Ihsan menang mudah di gim pertama dengan sudah unggul 11-8 pada interval. Tapi, memasuki gim kedua Ihsan malah kendor. Dia tertinggal 0-9 dari lawan. Ihsan belum mau menyerah. Pemain asal PB Djarum Kudus itu bisa mengejar.
Ihsan kembali tampil inkonsisten. Dia kembali jauh tertinggal 14-20. Lagi, lagi Ihsan menunjukkan diri kalau belum habis. Dia bangkit dan memaksa deuce dan menyelesaikan pertandingan dengan kemenangan.
Drama Ihsan berulang di babak final sehari kemudian (12/6/2015). Kembali dipaksa imbang 2-2, Ihsan dipasang sebagai penentu. Menghadapi tunggal ketiga Thailand Suppanyu Avihingsanon, Ihsan menutup pertandingan dengan kemenangan 20-22, 21-16, dan 21-9. Indonesia akhirnya menang 3-2. Emas pun menjadi milik Indonesia.
“Khusus buat nomor tunggal, pemain-pemain yang turun di sini adalah andalan masa depan. Prestasi ini adalah awal yang bagus buat pemain-pemain muda," kata Taufik seperti dikutip Badminton Indonesia.
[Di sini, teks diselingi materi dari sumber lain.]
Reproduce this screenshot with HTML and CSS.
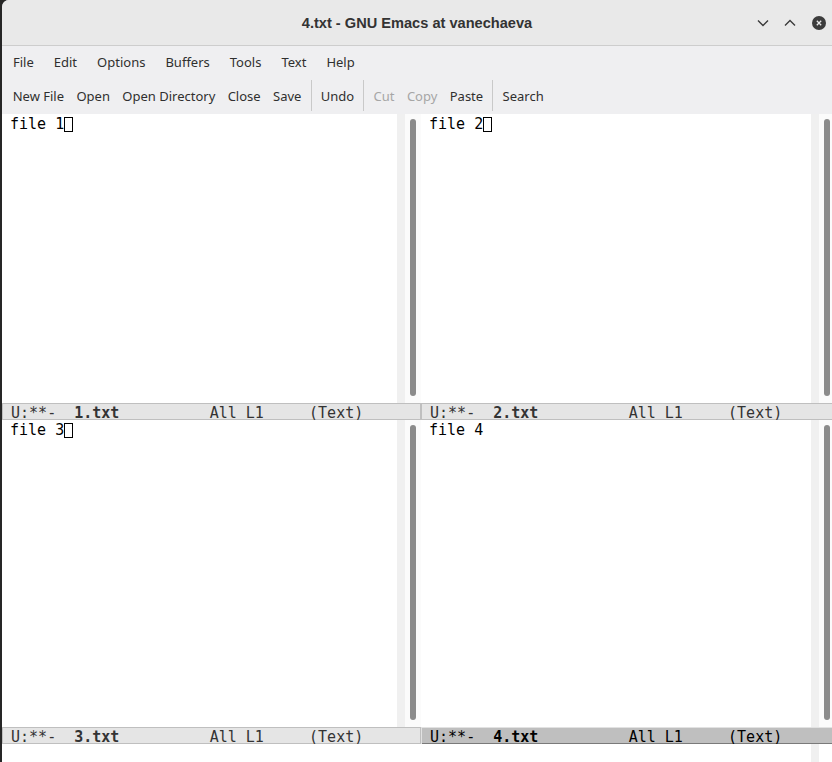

Taufik tetap mengingatkan jika itu baru langkah awal. Ada proses panjang yang harus dilewati para pemain muda itu untuk menjadi yang terbaik di level dunia.
"Ingat, ini baru awal euforianya jangan berlebihan, masih banyak team event yang lainnya. Pemain juga harus dapat memanfaatkan kesempatan yang diberikan,” ujar peraih medali emas bulutangkis tunggal putra di Olimpiade Athena 2004.